EXERCISE DETAILS: Go through the entries below and collect each line with the string "screenshot" in it.

DATA SHOWN:
►
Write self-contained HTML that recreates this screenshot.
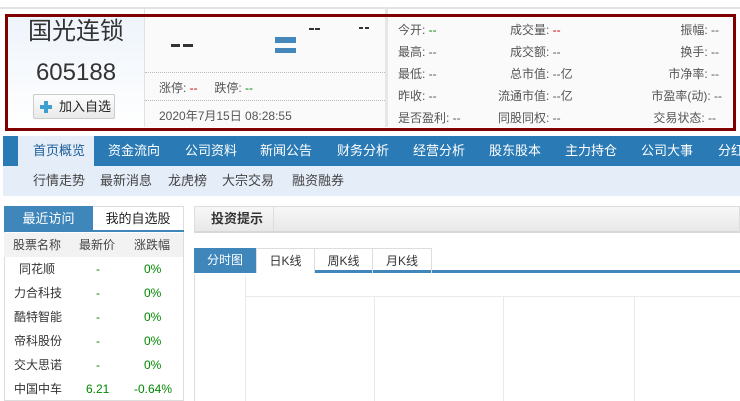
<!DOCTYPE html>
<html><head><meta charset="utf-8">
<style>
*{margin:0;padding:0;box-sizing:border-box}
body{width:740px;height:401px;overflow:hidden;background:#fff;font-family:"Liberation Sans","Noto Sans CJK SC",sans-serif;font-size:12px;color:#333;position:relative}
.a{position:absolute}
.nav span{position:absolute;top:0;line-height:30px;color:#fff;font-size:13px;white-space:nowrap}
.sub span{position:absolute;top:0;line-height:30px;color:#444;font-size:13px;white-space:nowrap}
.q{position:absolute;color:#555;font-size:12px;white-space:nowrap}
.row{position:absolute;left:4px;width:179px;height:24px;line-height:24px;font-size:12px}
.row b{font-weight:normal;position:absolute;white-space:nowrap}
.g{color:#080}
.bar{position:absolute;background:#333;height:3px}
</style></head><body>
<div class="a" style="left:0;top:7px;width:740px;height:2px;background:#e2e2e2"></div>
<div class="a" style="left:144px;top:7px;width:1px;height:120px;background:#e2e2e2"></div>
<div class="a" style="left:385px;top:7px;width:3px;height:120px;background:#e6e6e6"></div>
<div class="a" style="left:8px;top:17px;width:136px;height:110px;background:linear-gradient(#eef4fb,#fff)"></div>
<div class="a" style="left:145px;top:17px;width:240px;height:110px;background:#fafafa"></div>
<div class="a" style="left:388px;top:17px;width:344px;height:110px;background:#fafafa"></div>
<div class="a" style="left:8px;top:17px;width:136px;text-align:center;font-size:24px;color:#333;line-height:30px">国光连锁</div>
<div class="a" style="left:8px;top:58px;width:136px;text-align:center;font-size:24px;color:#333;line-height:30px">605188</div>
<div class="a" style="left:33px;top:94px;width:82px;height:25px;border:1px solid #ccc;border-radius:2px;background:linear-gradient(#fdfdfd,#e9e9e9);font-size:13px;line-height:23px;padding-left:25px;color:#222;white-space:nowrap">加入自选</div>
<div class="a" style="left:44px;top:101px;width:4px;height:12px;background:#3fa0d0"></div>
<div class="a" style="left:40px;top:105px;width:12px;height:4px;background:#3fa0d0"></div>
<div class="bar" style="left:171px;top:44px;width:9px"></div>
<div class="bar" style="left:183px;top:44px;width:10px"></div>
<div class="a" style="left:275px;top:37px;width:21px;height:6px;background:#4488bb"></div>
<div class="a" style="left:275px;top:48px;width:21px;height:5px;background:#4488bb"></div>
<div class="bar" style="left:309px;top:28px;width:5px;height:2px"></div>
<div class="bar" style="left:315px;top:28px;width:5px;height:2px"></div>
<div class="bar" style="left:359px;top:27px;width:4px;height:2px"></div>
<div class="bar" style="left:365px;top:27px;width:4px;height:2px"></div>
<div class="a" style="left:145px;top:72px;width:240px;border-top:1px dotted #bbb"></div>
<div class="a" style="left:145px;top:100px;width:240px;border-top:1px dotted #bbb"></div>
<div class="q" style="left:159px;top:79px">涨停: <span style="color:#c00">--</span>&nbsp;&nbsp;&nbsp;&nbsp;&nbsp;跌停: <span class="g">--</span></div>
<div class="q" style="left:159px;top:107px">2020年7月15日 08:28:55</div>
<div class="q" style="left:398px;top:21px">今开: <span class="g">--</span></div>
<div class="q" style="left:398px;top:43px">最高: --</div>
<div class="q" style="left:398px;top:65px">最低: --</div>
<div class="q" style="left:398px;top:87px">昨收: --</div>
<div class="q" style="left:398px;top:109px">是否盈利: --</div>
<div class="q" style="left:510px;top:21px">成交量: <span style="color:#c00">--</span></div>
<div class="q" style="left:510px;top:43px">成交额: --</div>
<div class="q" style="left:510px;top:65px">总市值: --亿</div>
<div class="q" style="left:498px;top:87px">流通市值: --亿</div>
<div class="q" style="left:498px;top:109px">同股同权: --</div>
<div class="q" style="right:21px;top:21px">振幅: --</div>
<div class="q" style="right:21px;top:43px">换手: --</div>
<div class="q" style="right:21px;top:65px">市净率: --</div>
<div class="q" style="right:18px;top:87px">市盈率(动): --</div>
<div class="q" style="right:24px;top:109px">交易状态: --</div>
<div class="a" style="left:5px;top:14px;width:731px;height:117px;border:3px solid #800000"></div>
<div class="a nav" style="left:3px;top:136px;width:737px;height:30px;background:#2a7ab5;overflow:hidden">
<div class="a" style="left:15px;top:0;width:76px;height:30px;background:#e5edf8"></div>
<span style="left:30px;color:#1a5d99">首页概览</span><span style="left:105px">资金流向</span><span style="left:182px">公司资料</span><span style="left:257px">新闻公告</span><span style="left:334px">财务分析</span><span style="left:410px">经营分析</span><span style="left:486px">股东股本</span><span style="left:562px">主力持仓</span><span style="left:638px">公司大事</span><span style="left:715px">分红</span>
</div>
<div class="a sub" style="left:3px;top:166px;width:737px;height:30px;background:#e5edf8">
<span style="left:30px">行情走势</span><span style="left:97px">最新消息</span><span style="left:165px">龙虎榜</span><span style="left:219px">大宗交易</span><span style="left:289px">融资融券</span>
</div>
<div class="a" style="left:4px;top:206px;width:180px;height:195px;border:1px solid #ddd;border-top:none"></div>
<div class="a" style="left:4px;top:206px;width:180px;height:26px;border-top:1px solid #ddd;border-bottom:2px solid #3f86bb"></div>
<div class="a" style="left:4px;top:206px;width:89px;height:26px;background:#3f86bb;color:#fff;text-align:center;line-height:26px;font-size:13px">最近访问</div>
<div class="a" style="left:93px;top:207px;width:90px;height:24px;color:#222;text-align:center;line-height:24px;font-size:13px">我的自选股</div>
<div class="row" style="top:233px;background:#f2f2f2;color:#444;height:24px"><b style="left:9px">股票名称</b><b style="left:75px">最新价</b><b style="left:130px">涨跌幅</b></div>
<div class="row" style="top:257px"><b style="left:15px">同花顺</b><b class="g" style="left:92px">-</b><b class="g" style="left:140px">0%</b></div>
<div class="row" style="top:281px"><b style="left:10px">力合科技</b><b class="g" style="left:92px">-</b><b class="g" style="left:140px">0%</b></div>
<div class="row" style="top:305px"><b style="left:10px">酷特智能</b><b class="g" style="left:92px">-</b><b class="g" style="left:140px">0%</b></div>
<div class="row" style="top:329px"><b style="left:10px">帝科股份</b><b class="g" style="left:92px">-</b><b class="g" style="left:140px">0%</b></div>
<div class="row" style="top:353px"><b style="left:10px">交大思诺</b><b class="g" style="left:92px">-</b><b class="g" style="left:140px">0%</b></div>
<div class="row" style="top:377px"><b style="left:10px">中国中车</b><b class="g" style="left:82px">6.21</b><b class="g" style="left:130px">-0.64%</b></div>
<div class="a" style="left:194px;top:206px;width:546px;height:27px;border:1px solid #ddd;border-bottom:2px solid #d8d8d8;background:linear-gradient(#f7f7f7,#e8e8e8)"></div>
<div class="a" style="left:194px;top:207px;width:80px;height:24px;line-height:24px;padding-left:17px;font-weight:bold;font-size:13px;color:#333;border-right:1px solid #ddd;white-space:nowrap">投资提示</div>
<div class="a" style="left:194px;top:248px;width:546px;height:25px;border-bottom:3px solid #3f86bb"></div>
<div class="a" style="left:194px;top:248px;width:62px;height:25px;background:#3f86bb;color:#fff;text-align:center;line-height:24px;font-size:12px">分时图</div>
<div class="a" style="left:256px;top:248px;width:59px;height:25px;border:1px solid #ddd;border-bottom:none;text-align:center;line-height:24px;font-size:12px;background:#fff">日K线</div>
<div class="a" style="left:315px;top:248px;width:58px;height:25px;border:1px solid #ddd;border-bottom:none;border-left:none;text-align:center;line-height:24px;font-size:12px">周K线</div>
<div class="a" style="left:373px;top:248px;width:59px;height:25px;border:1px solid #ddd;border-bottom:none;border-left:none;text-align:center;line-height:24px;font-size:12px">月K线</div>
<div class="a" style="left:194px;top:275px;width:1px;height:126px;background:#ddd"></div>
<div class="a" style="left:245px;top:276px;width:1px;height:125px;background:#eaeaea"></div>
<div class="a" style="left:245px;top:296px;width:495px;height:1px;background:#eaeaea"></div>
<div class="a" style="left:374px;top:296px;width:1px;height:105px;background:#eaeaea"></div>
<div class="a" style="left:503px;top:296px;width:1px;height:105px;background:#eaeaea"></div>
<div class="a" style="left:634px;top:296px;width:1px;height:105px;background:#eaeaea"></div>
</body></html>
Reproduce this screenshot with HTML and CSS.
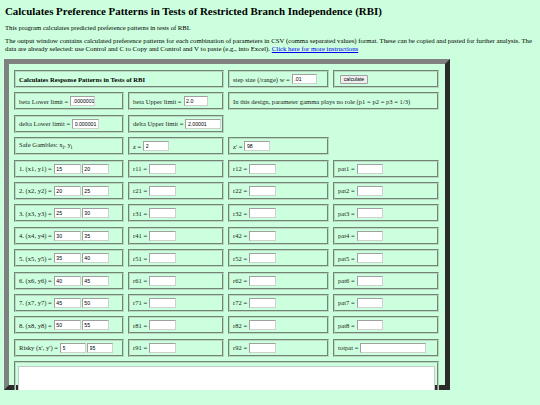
◄
COMPLETE OUTPUT:
Write self-contained HTML that recreates this screenshot.
Reproduce this screenshot with HTML and CSS.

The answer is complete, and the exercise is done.